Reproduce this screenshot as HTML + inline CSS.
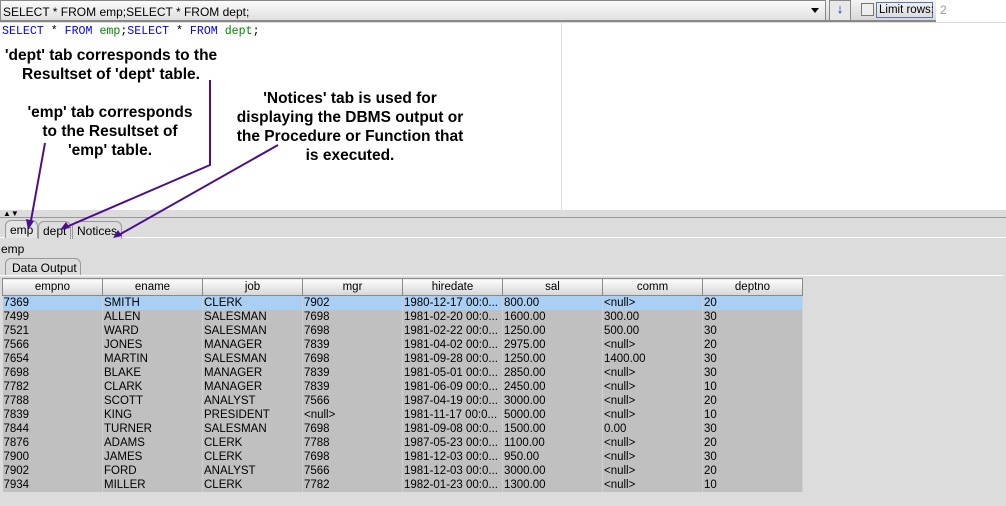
<!DOCTYPE html>
<html><head><style>
*{margin:0;padding:0;box-sizing:border-box}
body{width:1006px;height:506px;overflow:hidden;background:#dcdcdc;font-family:"Liberation Sans",Arial,sans-serif;font-size:11px;position:relative;color:#000}
.abs{position:absolute;white-space:nowrap}
.top{left:0;top:0;width:1006px;height:22px;background:linear-gradient(#f4f4f4,#d8d8d8);border-bottom:2px solid #888}
.combo{left:0;top:0;width:826px;height:21px;border:1px solid #888;background:linear-gradient(#fbfbfb,#e0e0e0);padding:4px 2px;font-size:12px}
.ed{left:0;top:23px;width:1006px;height:187px;background:#fff}
.code{font-family:"Liberation Mono",monospace;font-size:11.6px;left:2px;top:25px}
.ann{font-family:"Liberation Sans",Arial,sans-serif;font-weight:bold;font-size:15.5px;line-height:19px;text-align:center}
.tab{height:18px;border:1px solid #999;border-bottom:none;border-radius:6px 6px 0 0;padding:2px 4px;font-size:12px;background:#dcdcdc}
table{border-collapse:collapse;position:absolute;left:2px;top:278px;table-layout:fixed;width:800px}
td{width:100px;height:14px;padding:0 1px;font-size:11.5px;line-height:14px;white-space:nowrap;overflow:hidden;border-right:1px solid #d0d0d0}
th{width:100px;height:17px;font-weight:normal;font-size:11.5px;background:linear-gradient(#fdfdfd,#d6d6d6);border:1px solid #8a8a8a}
tr.r td{background:#c0c0c0}
tr.s td{background:#a9cff5}
</style></head><body>
<div class="abs top"></div>
<div class="abs combo">SELECT * FROM emp;SELECT * FROM dept;<span style="position:absolute;right:6px;top:7px;border:4px solid transparent;border-top:5px solid #000"></span></div>
<div class="abs" style="left:829px;top:0;width:22px;height:21px;border:1px solid #888;background:#e8e8e8;color:#0020d0;text-align:center;font-weight:bold;font-size:13px">&#8595;</div>
<div class="abs" style="left:861px;top:3px;width:13px;height:13px;border:1px solid #777;background:#eee"></div>
<div class="abs" style="left:876px;top:2px;width:57px;height:16px;border:1px solid #5577aa;padding:1px 2px;font-size:11.5px;line-height:12px">Limit rows:</div>
<div class="abs" style="left:936px;top:0;width:70px;height:22px;background:#fff;color:#999;padding:3px 4px;font-size:12px">2</div>
<div class="abs ed"></div>
<div class="abs" style="left:561px;top:23px;width:1px;height:187px;background:#ddd"></div>
<div class="abs code"><span style="color:#00f">SELECT</span> * <span style="color:#00f">FROM</span> <span style="color:#080">emp</span>;<span style="color:#00f">SELECT</span> * <span style="color:#00f">FROM</span> <span style="color:#080">dept</span>;</div>
<div class="abs ann" style="left:0;top:46px;width:222px">'dept' tab corresponds to the<br>Resultset of 'dept' table.</div>
<div class="abs ann" style="left:10px;top:103px;width:200px">'emp' tab corresponds<br>to the Resultset of<br>'emp' table.</div>
<div class="abs ann" style="left:225px;top:89px;width:250px">'Notices' tab is used for<br>displaying the DBMS output or<br>the Procedure or Function that<br>is executed.</div>
<div class="abs" style="left:0;top:210px;width:1006px;height:8px;background:#dcdcdc;border-bottom:1px solid #999"></div>
<div class="abs" style="left:3px;top:211px;font-size:8px;line-height:6px">&#9650;&#9660;</div>
<div class="abs" style="left:0;top:237px;width:1006px;height:1px;background:#fff"></div>
<div class="abs tab" style="left:5px;top:220px;height:18px;background:#e4e4e4">emp</div>
<div class="abs tab" style="left:38px;top:221px">dept</div>
<div class="abs tab" style="left:72px;top:221px">Notices</div>
<div class="abs" style="left:1px;top:242px;font-size:12px">emp</div>
<div class="abs tab" style="left:5px;top:258px;width:76px;height:17px;padding:2px 6px">Data Output</div>
<div class="abs" style="left:0;top:275px;width:1003px;height:1px;background:#fff"></div>
<svg class="abs" style="left:0;top:0" width="1006" height="506">
<g stroke="#4b0e8f" stroke-width="2" fill="none"><path d="M45 143 L30 226"/><path d="M210 80 L210 165 L64 228"/><path d="M278 145 L117 236"/></g>
<g fill="#4b0e8f"><path d="M28 230 L26 219 L34 221Z"/><path d="M60 230 L66 222 L70 228Z"/><path d="M113 238 L118 230 L122 236Z"/></g>
</svg>
<table>
<tr><th>empno</th><th>ename</th><th>job</th><th>mgr</th><th>hiredate</th><th>sal</th><th>comm</th><th>deptno</th></tr>
<tr class="s"><td>7369</td><td>SMITH</td><td>CLERK</td><td>7902</td><td>1980-12-17 00:0...</td><td>800.00</td><td>&lt;null&gt;</td><td>20</td></tr>
<tr class="r"><td>7499</td><td>ALLEN</td><td>SALESMAN</td><td>7698</td><td>1981-02-20 00:0...</td><td>1600.00</td><td>300.00</td><td>30</td></tr>
<tr class="r"><td>7521</td><td>WARD</td><td>SALESMAN</td><td>7698</td><td>1981-02-22 00:0...</td><td>1250.00</td><td>500.00</td><td>30</td></tr>
<tr class="r"><td>7566</td><td>JONES</td><td>MANAGER</td><td>7839</td><td>1981-04-02 00:0...</td><td>2975.00</td><td>&lt;null&gt;</td><td>20</td></tr>
<tr class="r"><td>7654</td><td>MARTIN</td><td>SALESMAN</td><td>7698</td><td>1981-09-28 00:0...</td><td>1250.00</td><td>1400.00</td><td>30</td></tr>
<tr class="r"><td>7698</td><td>BLAKE</td><td>MANAGER</td><td>7839</td><td>1981-05-01 00:0...</td><td>2850.00</td><td>&lt;null&gt;</td><td>30</td></tr>
<tr class="r"><td>7782</td><td>CLARK</td><td>MANAGER</td><td>7839</td><td>1981-06-09 00:0...</td><td>2450.00</td><td>&lt;null&gt;</td><td>10</td></tr>
<tr class="r"><td>7788</td><td>SCOTT</td><td>ANALYST</td><td>7566</td><td>1987-04-19 00:0...</td><td>3000.00</td><td>&lt;null&gt;</td><td>20</td></tr>
<tr class="r"><td>7839</td><td>KING</td><td>PRESIDENT</td><td>&lt;null&gt;</td><td>1981-11-17 00:0...</td><td>5000.00</td><td>&lt;null&gt;</td><td>10</td></tr>
<tr class="r"><td>7844</td><td>TURNER</td><td>SALESMAN</td><td>7698</td><td>1981-09-08 00:0...</td><td>1500.00</td><td>0.00</td><td>30</td></tr>
<tr class="r"><td>7876</td><td>ADAMS</td><td>CLERK</td><td>7788</td><td>1987-05-23 00:0...</td><td>1100.00</td><td>&lt;null&gt;</td><td>20</td></tr>
<tr class="r"><td>7900</td><td>JAMES</td><td>CLERK</td><td>7698</td><td>1981-12-03 00:0...</td><td>950.00</td><td>&lt;null&gt;</td><td>30</td></tr>
<tr class="r"><td>7902</td><td>FORD</td><td>ANALYST</td><td>7566</td><td>1981-12-03 00:0...</td><td>3000.00</td><td>&lt;null&gt;</td><td>20</td></tr>
<tr class="r"><td>7934</td><td>MILLER</td><td>CLERK</td><td>7782</td><td>1982-01-23 00:0...</td><td>1300.00</td><td>&lt;null&gt;</td><td>10</td></tr>
</table>
</body></html>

___

## Short problem
From the material above, copy everything exactly but the pictures.

## Exercise response
Reproduce this screenshot as HTML + inline CSS.
<!DOCTYPE html>
<html><head><style>
*{margin:0;padding:0;box-sizing:border-box}
body{width:1006px;height:506px;overflow:hidden;background:#dcdcdc;font-family:"Liberation Sans",Arial,sans-serif;font-size:11px;position:relative;color:#000}
.abs{position:absolute;white-space:nowrap}
.top{left:0;top:0;width:1006px;height:22px;background:linear-gradient(#f4f4f4,#d8d8d8);border-bottom:2px solid #888}
.combo{left:0;top:0;width:826px;height:21px;border:1px solid #888;background:linear-gradient(#fbfbfb,#e0e0e0);padding:4px 2px;font-size:12px}
.ed{left:0;top:23px;width:1006px;height:187px;background:#fff}
.code{font-family:"Liberation Mono",monospace;font-size:11.6px;left:2px;top:25px}
.ann{font-family:"Liberation Sans",Arial,sans-serif;font-weight:bold;font-size:15.5px;line-height:19px;text-align:center}
.tab{height:18px;border:1px solid #999;border-bottom:none;border-radius:6px 6px 0 0;padding:2px 4px;font-size:12px;background:#dcdcdc}
table{border-collapse:collapse;position:absolute;left:2px;top:278px;table-layout:fixed;width:800px}
td{width:100px;height:14px;padding:0 1px;font-size:11.5px;line-height:14px;white-space:nowrap;overflow:hidden;border-right:1px solid #d0d0d0}
th{width:100px;height:17px;font-weight:normal;font-size:11.5px;background:linear-gradient(#fdfdfd,#d6d6d6);border:1px solid #8a8a8a}
tr.r td{background:#c0c0c0}
tr.s td{background:#a9cff5}
</style></head><body>
<div class="abs top"></div>
<div class="abs combo">SELECT * FROM emp;SELECT * FROM dept;<span style="position:absolute;right:6px;top:7px;border:4px solid transparent;border-top:5px solid #000"></span></div>
<div class="abs" style="left:829px;top:0;width:22px;height:21px;border:1px solid #888;background:#e8e8e8;color:#0020d0;text-align:center;font-weight:bold;font-size:13px">&#8595;</div>
<div class="abs" style="left:861px;top:3px;width:13px;height:13px;border:1px solid #777;background:#eee"></div>
<div class="abs" style="left:876px;top:2px;width:57px;height:16px;border:1px solid #5577aa;padding:1px 2px;font-size:11.5px;line-height:12px">Limit rows:</div>
<div class="abs" style="left:936px;top:0;width:70px;height:22px;background:#fff;color:#999;padding:3px 4px;font-size:12px">2</div>
<div class="abs ed"></div>
<div class="abs" style="left:561px;top:23px;width:1px;height:187px;background:#ddd"></div>
<div class="abs code"><span style="color:#00f">SELECT</span> * <span style="color:#00f">FROM</span> <span style="color:#080">emp</span>;<span style="color:#00f">SELECT</span> * <span style="color:#00f">FROM</span> <span style="color:#080">dept</span>;</div>
<div class="abs ann" style="left:0;top:46px;width:222px">'dept' tab corresponds to the<br>Resultset of 'dept' table.</div>
<div class="abs ann" style="left:10px;top:103px;width:200px">'emp' tab corresponds<br>to the Resultset of<br>'emp' table.</div>
<div class="abs ann" style="left:225px;top:89px;width:250px">'Notices' tab is used for<br>displaying the DBMS output or<br>the Procedure or Function that<br>is executed.</div>
<div class="abs" style="left:0;top:210px;width:1006px;height:8px;background:#dcdcdc;border-bottom:1px solid #999"></div>
<div class="abs" style="left:3px;top:211px;font-size:8px;line-height:6px">&#9650;&#9660;</div>
<div class="abs" style="left:0;top:237px;width:1006px;height:1px;background:#fff"></div>
<div class="abs tab" style="left:5px;top:220px;height:18px;background:#e4e4e4">emp</div>
<div class="abs tab" style="left:38px;top:221px">dept</div>
<div class="abs tab" style="left:72px;top:221px">Notices</div>
<div class="abs" style="left:1px;top:242px;font-size:12px">emp</div>
<div class="abs tab" style="left:5px;top:258px;width:76px;height:17px;padding:2px 6px">Data Output</div>
<div class="abs" style="left:0;top:275px;width:1003px;height:1px;background:#fff"></div>
<svg class="abs" style="left:0;top:0" width="1006" height="506">
<g stroke="#4b0e8f" stroke-width="2" fill="none"><path d="M45 143 L30 226"/><path d="M210 80 L210 165 L64 228"/><path d="M278 145 L117 236"/></g>
<g fill="#4b0e8f"><path d="M28 230 L26 219 L34 221Z"/><path d="M60 230 L66 222 L70 228Z"/><path d="M113 238 L118 230 L122 236Z"/></g>
</svg>
<table>
<tr><th>empno</th><th>ename</th><th>job</th><th>mgr</th><th>hiredate</th><th>sal</th><th>comm</th><th>deptno</th></tr>
<tr class="s"><td>7369</td><td>SMITH</td><td>CLERK</td><td>7902</td><td>1980-12-17 00:0...</td><td>800.00</td><td>&lt;null&gt;</td><td>20</td></tr>
<tr class="r"><td>7499</td><td>ALLEN</td><td>SALESMAN</td><td>7698</td><td>1981-02-20 00:0...</td><td>1600.00</td><td>300.00</td><td>30</td></tr>
<tr class="r"><td>7521</td><td>WARD</td><td>SALESMAN</td><td>7698</td><td>1981-02-22 00:0...</td><td>1250.00</td><td>500.00</td><td>30</td></tr>
<tr class="r"><td>7566</td><td>JONES</td><td>MANAGER</td><td>7839</td><td>1981-04-02 00:0...</td><td>2975.00</td><td>&lt;null&gt;</td><td>20</td></tr>
<tr class="r"><td>7654</td><td>MARTIN</td><td>SALESMAN</td><td>7698</td><td>1981-09-28 00:0...</td><td>1250.00</td><td>1400.00</td><td>30</td></tr>
<tr class="r"><td>7698</td><td>BLAKE</td><td>MANAGER</td><td>7839</td><td>1981-05-01 00:0...</td><td>2850.00</td><td>&lt;null&gt;</td><td>30</td></tr>
<tr class="r"><td>7782</td><td>CLARK</td><td>MANAGER</td><td>7839</td><td>1981-06-09 00:0...</td><td>2450.00</td><td>&lt;null&gt;</td><td>10</td></tr>
<tr class="r"><td>7788</td><td>SCOTT</td><td>ANALYST</td><td>7566</td><td>1987-04-19 00:0...</td><td>3000.00</td><td>&lt;null&gt;</td><td>20</td></tr>
<tr class="r"><td>7839</td><td>KING</td><td>PRESIDENT</td><td>&lt;null&gt;</td><td>1981-11-17 00:0...</td><td>5000.00</td><td>&lt;null&gt;</td><td>10</td></tr>
<tr class="r"><td>7844</td><td>TURNER</td><td>SALESMAN</td><td>7698</td><td>1981-09-08 00:0...</td><td>1500.00</td><td>0.00</td><td>30</td></tr>
<tr class="r"><td>7876</td><td>ADAMS</td><td>CLERK</td><td>7788</td><td>1987-05-23 00:0...</td><td>1100.00</td><td>&lt;null&gt;</td><td>20</td></tr>
<tr class="r"><td>7900</td><td>JAMES</td><td>CLERK</td><td>7698</td><td>1981-12-03 00:0...</td><td>950.00</td><td>&lt;null&gt;</td><td>30</td></tr>
<tr class="r"><td>7902</td><td>FORD</td><td>ANALYST</td><td>7566</td><td>1981-12-03 00:0...</td><td>3000.00</td><td>&lt;null&gt;</td><td>20</td></tr>
<tr class="r"><td>7934</td><td>MILLER</td><td>CLERK</td><td>7782</td><td>1982-01-23 00:0...</td><td>1300.00</td><td>&lt;null&gt;</td><td>10</td></tr>
</table>
</body></html>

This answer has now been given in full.